Tesco plans to cut 1,200 jobs at its head office as part of a major cost-cutting drive.
The UK's biggest supermarket told staff on Wednesday morning about the cull, which amounts to a quarter of its workforce in Welwyn Garden City and Hatfield.
Tesco is implementing a turnaround plan that aims to reduce costs by £1.5bn.
The cuts come after the retailer said last week it would close a call centre in Cardiff at the cost of 1,200 roles.
Tesco said it was a "significant next step" in the reorganisation of the company.
"This new service model will simplify the way we organise ourselves, reduce duplication and cost but also, very importantly, allow us to invest in serving shoppers better," a spokesperson said.
Pauline Foulkes, national officer at shop workers' union Usdaw, said: "Tesco's head office staff are understandably very concerned that the company is proposing further large-scale job losses.
"Our priorities are to keep as many staff as possible in employment and to get the best possible deal for our members."

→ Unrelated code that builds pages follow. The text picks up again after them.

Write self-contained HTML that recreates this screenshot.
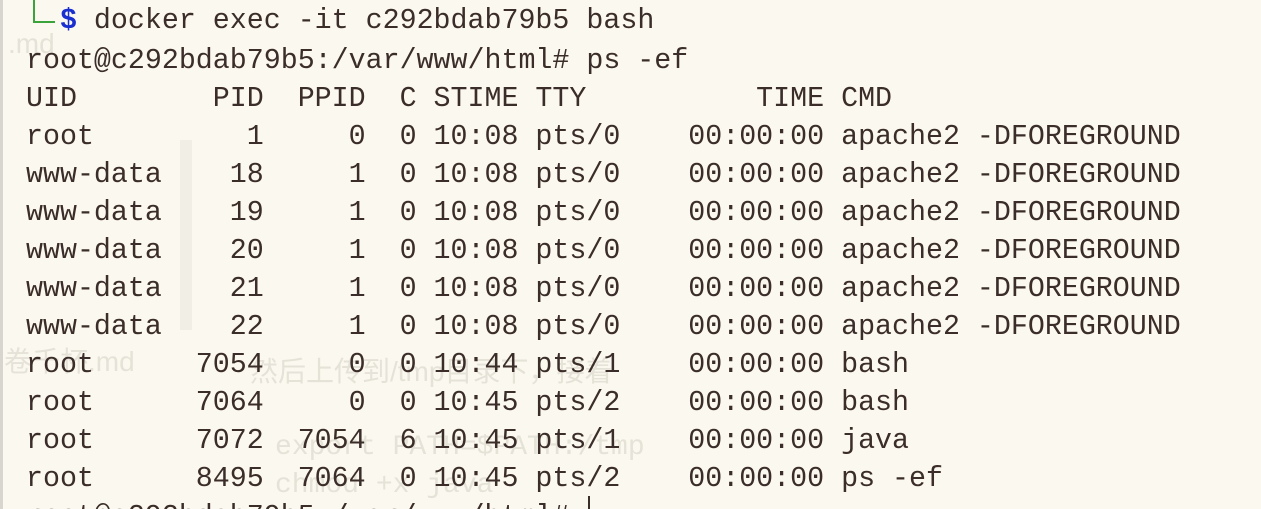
<!DOCTYPE html>
<html><head><meta charset="utf-8"><style>
html,body{margin:0;padding:0;width:1261px;height:509px;overflow:hidden;}
body{background:#fbf8ef;position:relative;font-family:"Liberation Mono",monospace;}
pre{margin:0;position:absolute;left:26px;font-family:"Liberation Mono",monospace;font-size:28.3px;line-height:38px;color:#3b2d29;}
.ghost{position:absolute;font-family:"Liberation Sans","Noto Sans CJK SC",sans-serif;color:rgba(120,110,100,0.16);font-size:28px;}
</style></head><body>
<div style="position:absolute;left:0;top:0;width:3px;height:509px;background:#d8d5cf"></div>
<div style="position:absolute;left:180px;top:140px;width:12px;height:190px;background:rgba(0,0,0,0.04)"></div>
<div class="ghost" style="left:8px;top:28px">.md</div>
<div class="ghost" style="left:4px;top:340px">卷千杯.md</div>
<div class="ghost" style="left:250px;top:350px">然后上传到/tmp目录下，接着</div>
<div class="ghost" style="left:275px;top:432px;font-family:'Liberation Mono',monospace">export PATH=$PATH:/tmp</div>
<div class="ghost" style="left:275px;top:470px;font-family:'Liberation Mono',monospace">chmod +x java</div>
<div style="position:absolute;left:33px;top:0;width:2px;height:22px;background:#3aa43a"></div>
<div style="position:absolute;left:33px;top:21px;width:22px;height:2px;background:#3aa43a"></div>
<pre style="top:2px;left:26px"><span style="color:transparent">  </span><b style="color:#1a2fd0">$</b> docker exec -it c292bdab79b5 bash</pre>
<pre style="top:42px">root@c292bdab79b5:/var/www/html# ps -ef
UID        PID  PPID  C STIME TTY          TIME CMD
root         1     0  0 10:08 pts/0    00:00:00 apache2 -DFOREGROUND
www-data    18     1  0 10:08 pts/0    00:00:00 apache2 -DFOREGROUND
www-data    19     1  0 10:08 pts/0    00:00:00 apache2 -DFOREGROUND
www-data    20     1  0 10:08 pts/0    00:00:00 apache2 -DFOREGROUND
www-data    21     1  0 10:08 pts/0    00:00:00 apache2 -DFOREGROUND
www-data    22     1  0 10:08 pts/0    00:00:00 apache2 -DFOREGROUND
root      7054     0  0 10:44 pts/1    00:00:00 bash
root      7064     0  0 10:45 pts/2    00:00:00 bash
root      7072  7054  6 10:45 pts/1    00:00:00 java
root      8495  7064  0 10:45 pts/2    00:00:00 ps -ef
root@c292bdab79b5:/var/www/html# </pre>
<div style="position:absolute;left:588px;top:496px;width:2px;height:13px;background:#3b2d29"></div>
</body></html>
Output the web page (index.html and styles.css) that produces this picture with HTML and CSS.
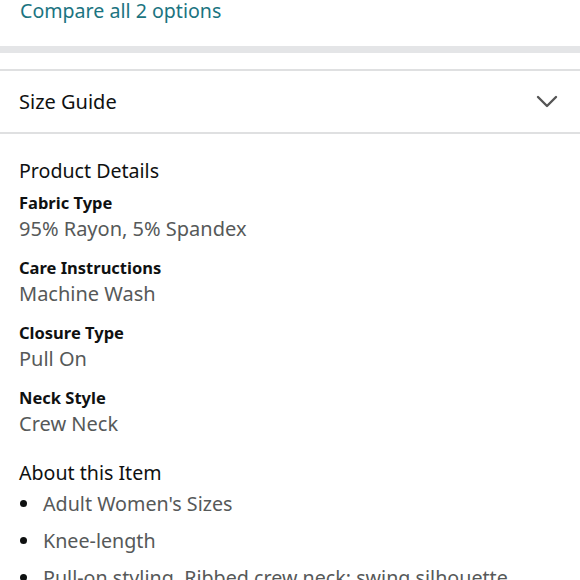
FILE: index.html
```html
<!DOCTYPE html>
<html>
<head>
<meta charset="utf-8">
<link rel="stylesheet" href="styles.css">
</head>
<body>
<div class="compare"><span class="compare-link">Compare all 2 options</span></div>
<div class="gray-bar"></div>
<div class="spacer"></div>
<div class="size-guide">
  <span class="size-title">Size Guide</span>
  <svg class="chevron" width="22" height="14" viewBox="0 0 22 14"><path d="M2 2 L11 11 L20 2" fill="none" stroke="#555" stroke-width="2.4" stroke-linecap="round" stroke-linejoin="round"/></svg>
</div>
<div class="details">
  <div class="heading">Product Details</div>
  <div class="attr">
    <div class="label">Fabric Type</div>
    <div class="value">95% Rayon, 5% Spandex</div>
  </div>
  <div class="attr">
    <div class="label">Care Instructions</div>
    <div class="value">Machine Wash</div>
  </div>
  <div class="attr">
    <div class="label">Closure Type</div>
    <div class="value">Pull On</div>
  </div>
  <div class="attr">
    <div class="label">Neck Style</div>
    <div class="value">Crew Neck</div>
  </div>
  <div class="heading about">About this Item</div>
  <ul class="bullets">
    <li>Adult Women's Sizes</li>
    <li>Knee-length</li>
    <li>Pull-on styling. Ribbed crew neck; swing silhouette</li>
  </ul>
</div>
</body>
</html>
```
FILE: styles.css
```css
html, body {
  margin: 0;
  padding: 0;
  background: #ffffff;
  font-family: "Noto Sans", "Open Sans", sans-serif;
  color: #0f1111;
  overflow: hidden;
}
.compare {
  height: 46px;
  box-sizing: border-box;
  padding: 1px 0 0 20px;
}
.compare-link {
  display: block;
  font-size: 19.6px;
  line-height: 20px;
  color: #1b7481;
}
.gray-bar {
  height: 7px;
  background: #e4e5e7;
}
.spacer {
  height: 16px;
}
.size-guide {
  height: 61px;
  border-top: 2px solid #dfe0e1;
  border-bottom: 2px solid #dfe0e1;
  display: flex;
  align-items: center;
  justify-content: space-between;
  padding: 0 22px 0 19px;
}
.size-title {
  font-size: 20px;
  line-height: 28px;
  color: #0f1111;
}
.chevron {
  display: block;
}
.details {
  padding: 23px 19px 0 19px;
}
.heading {
  font-size: 19.6px;
  line-height: 28px;
  color: #0f1111;
}
.attr {
  margin-bottom: 13px;
}
.heading + .attr {
  margin-top: 6px;
}
.label {
  font-size: 16.5px;
  font-weight: bold;
  line-height: 24px;
  color: #0f1111;
}
.value {
  font-size: 20px;
  line-height: 28px;
  color: #565959;
}
.about {
  margin-top: 21px;
}
.bullets {
  list-style: none;
  margin: 3px 0 0 0;
  padding: 0;
}
.bullets li {
  position: relative;
  padding-left: 24px;
  font-size: 19.7px;
  line-height: 28px;
  color: #565959;
  margin-bottom: 9px;
  white-space: nowrap;
}
.bullets li::before {
  content: "";
  position: absolute;
  left: 1px;
  top: 10px;
  width: 7px;
  height: 7px;
  border-radius: 50%;
  background: #0f1111;
}
```
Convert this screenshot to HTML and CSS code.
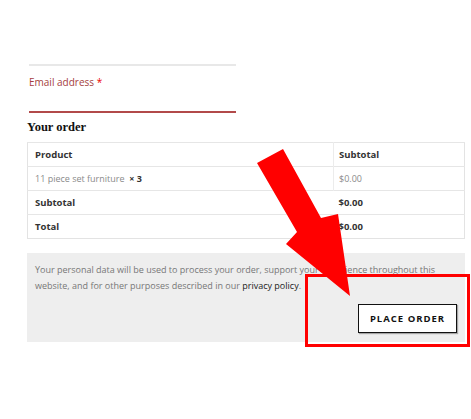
FILE: index.html
```html
<!DOCTYPE html>
<html>
<head>
<meta charset="utf-8">
<link rel="stylesheet" href="styles.css">
</head>
<body>
<div class="page">
  <div class="field">
    <div class="topline"></div>
    <label class="label">Email address <span class="req">*</span></label>
    <div class="input"></div>
  </div>
  <h3 class="heading">Your order</h3>
  <table class="order">
    <tr class="head"><th class="c1">Product</th><th class="c2">Subtotal</th></tr>
    <tr class="item"><td class="c1">11 piece set furniture&nbsp; <strong>× 3</strong></td><td class="c2">$0.00</td></tr>
    <tr class="sum"><th class="c1">Subtotal</th><th class="c2">$0.00</th></tr>
    <tr class="sum"><th class="c1">Total</th><th class="c2">$0.00</th></tr>
  </table>
  <div class="payment">
    <p class="privacy">Your personal data will be used to process your order, support your experience throughout this website, and for other purposes described in our <a class="link">privacy policy</a>.</p>
    <div class="actions"><button class="place">PLACE ORDER</button></div>
  </div>
</div>
<div class="highlight"></div>
<svg class="arrow" width="471" height="419" viewBox="0 0 471 419">
  <polygon points="257,163 283,149 321,218 338,214 350,296 286,244 297,232" fill="#ff0000"/>
</svg>
</body>
</html>
```
FILE: styles.css
```css
html, body { margin: 0; padding: 0; background: #fff; }
body { font-family: "Open Sans", "Noto Sans", sans-serif; color: #333; position: relative; width: 471px; height: 419px; overflow: hidden; }
.page { padding: 64px 6px 0 27px; }
.field { width: 207px; margin-left: 2px; }
.topline { border-top: 2px solid #e8e8e8; }
.label { display: block; margin-top: 9px; font-size: 10px; line-height: 14px; color: #a5403d; }
.req { color: #e00; }
.input { height: 22px; border-bottom: 2px solid #b24a4a; }
.heading { margin: 6px 0 0; font-family: "Liberation Serif", serif; font-weight: bold; font-size: 12.5px; line-height: 16px; color: #111; }
.order { margin-top: 7px; width: 438px; border-collapse: collapse; border: 1px solid #e3e3e3; font-size: 9px; }
.order th, .order td { text-align: left; height: 23px; padding: 0 0 0 7px; border-top: 1px solid #e6e6e6; }
.order th { font-weight: bold; color: #333; font-size: 9.5px; }
.order td { color: #8a8a8a; }
.order td strong { color: #333; }
.order .c1 { width: 298px; }
.order .c2 { padding-left: 5px; }
.order .head .c1, .order .item .c1 { border-right: 1px solid #ececec; }
.payment { margin-top: 14px; width: 438px; height: 89px; background: #eeeeee; box-sizing: border-box; padding: 9px 8px 9px 8px; display: flex; flex-direction: column; }
.privacy { margin: 0; font-size: 9px; line-height: 16px; color: #777; }
.link { color: #222; }
.actions { margin-top: auto; display: flex; justify-content: flex-end; }
.place { width: 99px; height: 29px; background: #fff; border: 1px solid #111; box-shadow: 1px 1px 1px rgba(0,0,0,0.3); font-family: "Open Sans", sans-serif; font-weight: bold; font-size: 9.5px; letter-spacing: 1px; color: #111; padding: 0; }
.highlight { position: absolute; left: 305px; top: 274px; width: 165px; height: 73px; box-sizing: border-box; border: 3px solid #ff0000; }
.arrow { position: absolute; left: 0; top: 0; }
```
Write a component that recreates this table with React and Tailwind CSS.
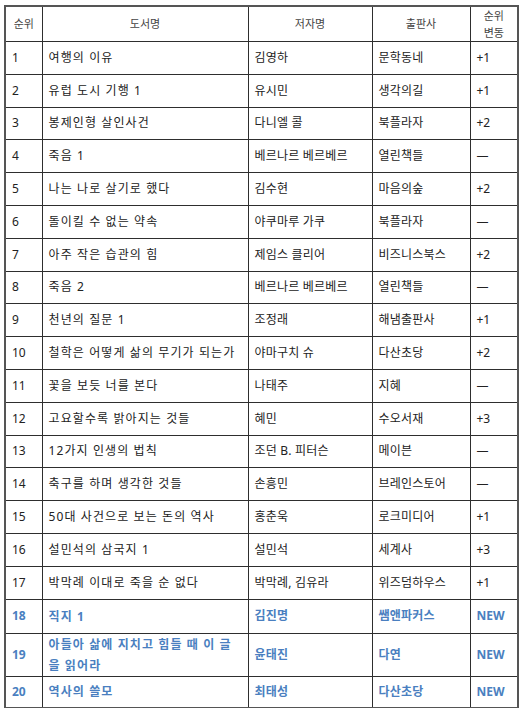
import React from "react";

const rows = [
  ["1", "여행의 이유", "김영하", "문학동네", "+1"],
  ["2", "유럽 도시 기행 1", "유시민", "생각의길", "+1"],
  ["3", "봉제인형 살인사건", "다니엘 콜", "북플라자", "+2"],
  ["4", "죽음 1", "베르나르 베르베르", "열린책들", "—"],
  ["5", "나는 나로 살기로 했다", "김수현", "마음의숲", "+2"],
  ["6", "돌이킬 수 없는 약속", "야쿠마루 가쿠", "북플라자", "—"],
  ["7", "아주 작은 습관의 힘", "제임스 클리어", "비즈니스북스", "+2"],
  ["8", "죽음 2", "베르나르 베르베르", "열린책들", "—"],
  ["9", "천년의 질문 1", "조정래", "해냄출판사", "+1"],
  ["10", "철학은 어떻게 삶의 무기가 되는가", "야마구치 슈", "다산초당", "+2"],
  ["11", "꽃을 보듯 너를 본다", "나태주", "지혜", "—"],
  ["12", "고요할수록 밝아지는 것들", "혜민", "수오서재", "+3"],
  ["13", "12가지 인생의 법칙", "조던 B. 피터슨", "메이븐", "—"],
  ["14", "축구를 하며 생각한 것들", "손흥민", "브레인스토어", "—"],
  ["15", "50대 사건으로 보는 돈의 역사", "홍춘욱", "로크미디어", "+1"],
  ["16", "설민석의 삼국지 1", "설민석", "세계사", "+3"],
  ["17", "박막례 이대로 죽을 순 없다", "박막례, 김유라", "위즈덤하우스", "+1"],
];

const newRows = [
  { rank: "18", title: "직지 1", author: "김진명", pub: "쌤앤파커스", h: "h-[34px]" },
  { rank: "19", title: ["아들아 삶에 지치고 힘들 때 이 글", "을 읽어라"], author: "윤태진", pub: "다연", h: "h-[40px]" },
  { rank: "20", title: "역사의 쓸모", author: "최태성", pub: "다산초당", h: "h-[32px]" },
];

const cell = "border border-[#2e2e2e] px-[6px] align-middle";

export default function App() {
  return (
    <div className="bg-white w-[520px] h-[708px] pt-[5px] pl-[4px] font-['Noto_Sans','Noto_Sans_CJK_KR',sans-serif]">
      <table className="table-fixed border-collapse w-[513px] border-2 border-[#555] text-[12px] text-[#222]">
        <colgroup>
          <col className="w-[37px]" />
          <col className="w-[206px]" />
          <col className="w-[124px]" />
          <col className="w-[98px]" />
          <col className="w-[48px]" />
        </colgroup>
        <thead>
          <tr className="h-[32.8px] text-[11px] text-[#444]">
            <th className={`${cell} font-normal text-center`}>순위</th>
            <th className={`${cell} font-normal text-center`}>도서명</th>
            <th className={`${cell} font-normal text-center`}>저자명</th>
            <th className={`${cell} font-normal text-center`}>출판사</th>
            <th className={`${cell} font-normal text-center leading-[17px] px-0`}>
              순위
              <br />
              변동
            </th>
          </tr>
        </thead>
        <tbody>
          {rows.map((r) => (
            <tr key={r[0]} className="h-[32.8px]">
              <td className={cell}>{r[0]}</td>
              <td className={`${cell} tracking-[1.1px]`}>{r[1]}</td>
              <td className={`${cell} tracking-[0.2px]`}>{r[2]}</td>
              <td className={`${cell} tracking-[0.2px]`}>{r[3]}</td>
              <td className={cell}>{r[4]}</td>
            </tr>
          ))}
          {newRows.map((r) => (
            <tr key={r.rank} className={`${r.h} font-bold text-[#4a7fc0]`}>
              <td className={cell}>{r.rank}</td>
              <td className={`${cell} tracking-[1.1px] leading-[21px]`}>
                {Array.isArray(r.title) ? (
                  <>
                    {r.title[0]}
                    <br />
                    {r.title[1]}
                  </>
                ) : (
                  r.title
                )}
              </td>
              <td className={`${cell} tracking-[0.2px]`}>{r.author}</td>
              <td className={`${cell} tracking-[0.2px]`}>{r.pub}</td>
              <td className={cell}>NEW</td>
            </tr>
          ))}
        </tbody>
      </table>
    </div>
  );
}
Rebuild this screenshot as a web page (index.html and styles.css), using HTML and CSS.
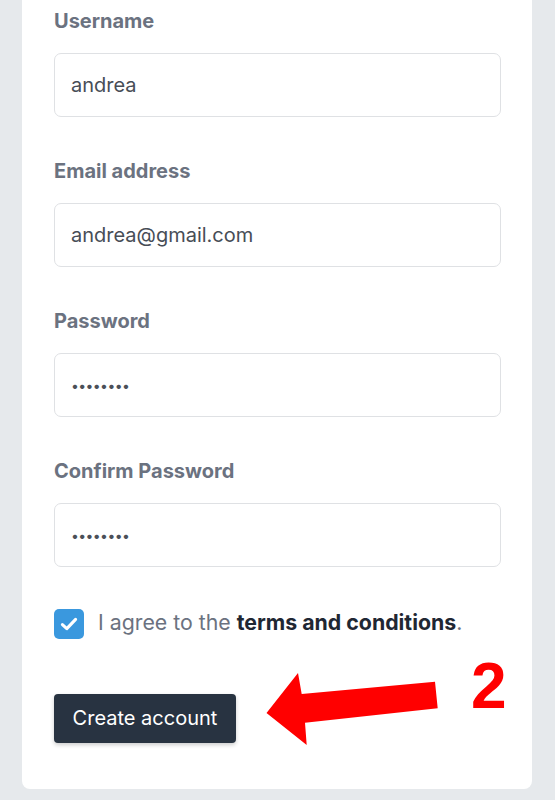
FILE: index.html
```html
<!DOCTYPE html>
<html>
<head>
<meta charset="utf-8">
<link rel="stylesheet" href="styles.css">
</head>
<body>
<div class="card">
  <div class="field">
    <label class="label">Username</label>
    <div class="input">andrea</div>
  </div>
  <div class="field">
    <label class="label">Email address</label>
    <div class="input">andrea@gmail.com</div>
  </div>
  <div class="field">
    <label class="label">Password</label>
    <div class="input dots">••••••••</div>
  </div>
  <div class="field">
    <label class="label">Confirm Password</label>
    <div class="input dots">••••••••</div>
  </div>
  <div class="agree">
    <span class="checkbox">
      <svg width="22" height="22" viewBox="0 0 20 20"><path d="M4 10.5 L8 14.2 L16 5.8" fill="none" stroke="#fff" stroke-width="2.8" stroke-linecap="round" stroke-linejoin="round"/></svg>
    </span>
    <span class="agree-text">I agree to the <b>terms and conditions</b>.</span>
  </div>
  <div class="actions">
    <button class="btn">Create account</button>
  </div>
</div>
<svg class="arrow" width="555" height="800" viewBox="0 0 555 800">
  <polygon points="266.5,713 298,673 301.7,694 435,681.7 437.7,708.3 305,722.7 306.7,745" fill="#ff0000"/>
</svg>
<div class="step">2</div>
</body>
</html>
```
FILE: styles.css
```css
html, body {
  margin: 0;
  padding: 0;
}
body {
  background: #e6e9ec;
  width: 555px;
  height: 800px;
  overflow: hidden;
  position: relative;
  font-family: Inter, Roboto, "Liberation Sans", sans-serif;
}
.card {
  margin-left: 22px;
  width: 510px;
  box-sizing: border-box;
  background: #ffffff;
  border-radius: 0 0 8px 8px;
  padding: 10px 31px 46px 32px;
  display: flex;
  flex-direction: column;
  gap: 43px;
}
.field {
  display: flex;
  flex-direction: column;
  gap: 19px;
}
.label {
  font-size: 20px;
  line-height: 24px;
  font-weight: 700;
  color: #6b7280;
  margin-top: -1px;
  margin-bottom: 1px;
}
.input {
  height: 64px;
  box-sizing: border-box;
  border: 1.5px solid #dfe1e4;
  border-radius: 7px;
  padding: 0 16px;
  display: flex;
  align-items: center;
  font-size: 20px;
  color: #474d56;
}
.input.dots {
  font-size: 14px;
  letter-spacing: -0.6px;
  color: #4b5058;
}
.agree {
  margin-top: -1px;
  height: 30px;
  display: flex;
  align-items: center;
  gap: 14px;
}
.checkbox {
  width: 30px;
  height: 30px;
  border-radius: 5px;
  background: #3a98de;
  display: flex;
  align-items: center;
  justify-content: center;
}
.agree-text {
  font-size: 21.3px;
  line-height: 26px;
  margin-top: -4px;
  color: #6b7280;
}
.agree-text b {
  color: #1f2733;
  font-weight: 700;
}
.actions {
  margin-top: 12px;
  display: flex;
}
.btn {
  height: 49px;
  width: 182px;
  border: none;
  border-radius: 4px;
  background: #283341;
  color: #ffffff;
  font-family: Inter, Roboto, "Liberation Sans", sans-serif;
  font-size: 20px;
  box-shadow: 0 2px 4px rgba(0,0,0,0.2);
  padding: 0 0 2px 0;
}
.arrow {
  position: absolute;
  left: 0;
  top: 0;
}
.step {
  position: absolute;
  left: 471px;
  top: 651px;
  font-family: "Liberation Sans", Arial, sans-serif;
  font-weight: 700;
  font-size: 64px;
  line-height: 70px;
  color: #ff0000;
}
```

Shares in Tesco rose 1.6% to close at 171.7p, but have fallen almost 17% since the start of the year.
Tesco said earlier this year that 1,000 roles would go as it reduced the number of distribution centres.
It also announced a plan to replace 1,700 deputy managers at its Express convenience stores with 3,000 lower-paid "shift leaders".
Trading at Tesco has been improving under chief executive Dave Lewis and earlier this month it reported a 2.3% rise in UK like-for-like sales for the three months to 27 May.
The supermarket is undertaking a £3.7bn takeover of wholesaler and convenience store group Booker, which has drawn opposition from some shareholders.
Schroders and Artisan Partners have said that Tesco is paying too much for Booker, which owns the Premier, Budgens and Londis store brands. and has written to chairman John Allan about their concerns.
The Competition and Markets Authority has opened the first phase of its investigation into the deal, which will end in late July.